Ha. This reminds me of a Motorola Linux phone I bricked as a kid by trying to write a package manager in C shell (lol) which inevitably led to rm -rf / being executed which wiped a unique per-device security partition required for the boot process.

Why did Apple make the same choice of putting critical data onto an OS-writable flash chip? Chromebooks do it right – everything critical lives in the Security Chip's own on-chip flash, and the list of commands it would take from the host system is very limited by default (most things are only available to the debug cable).


You might be able to restore the NOR with 'Apple Configurator 2', which seems to be a public version of an internal tool, though it's limited to taking an otherwise unbootable machine to a fully-installed-OS machine.

Plug the bricked machine into another Mac using a TB3 cable in a particular slot (they tell you which) and follow the instructions. Worked for me.


It's an SPI flash that isn't mapped to /dev.

As far as I know, fully wiping it is recoverable, but involves putting the Mac into device firmware update mode, and then recovering from another machine.


AIUI if you actually wipe NOR flash entirely, DFU mode won't save you, because the Mac won't even know who it is (MAC addresses, serial number, etc.).

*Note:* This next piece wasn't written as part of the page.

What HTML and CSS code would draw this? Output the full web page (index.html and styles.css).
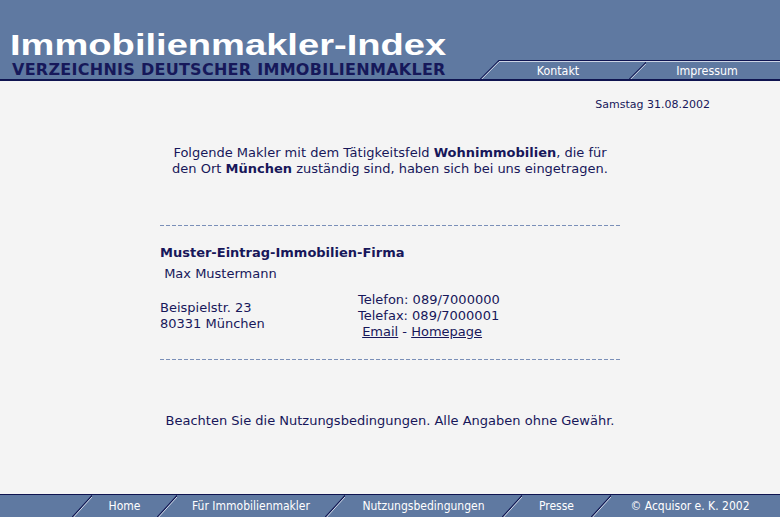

However, I can't claim to have tried it, so there may well be additional safeguards. I'm just not particularly interested in risking it for our users either way :)


Same for x86 machines really, the number of UEFI firmwares that hard-bricked the machine if you dared deleting all NVRAM variables...

(and many more other issues)


That number is not that big, IIRC just a few specific laptops. I haven't heard of any desktop mainboards with that issue.


I remember some Lenovo server boards being bricked by an UEFI variable storage snafu, which was painful to handle.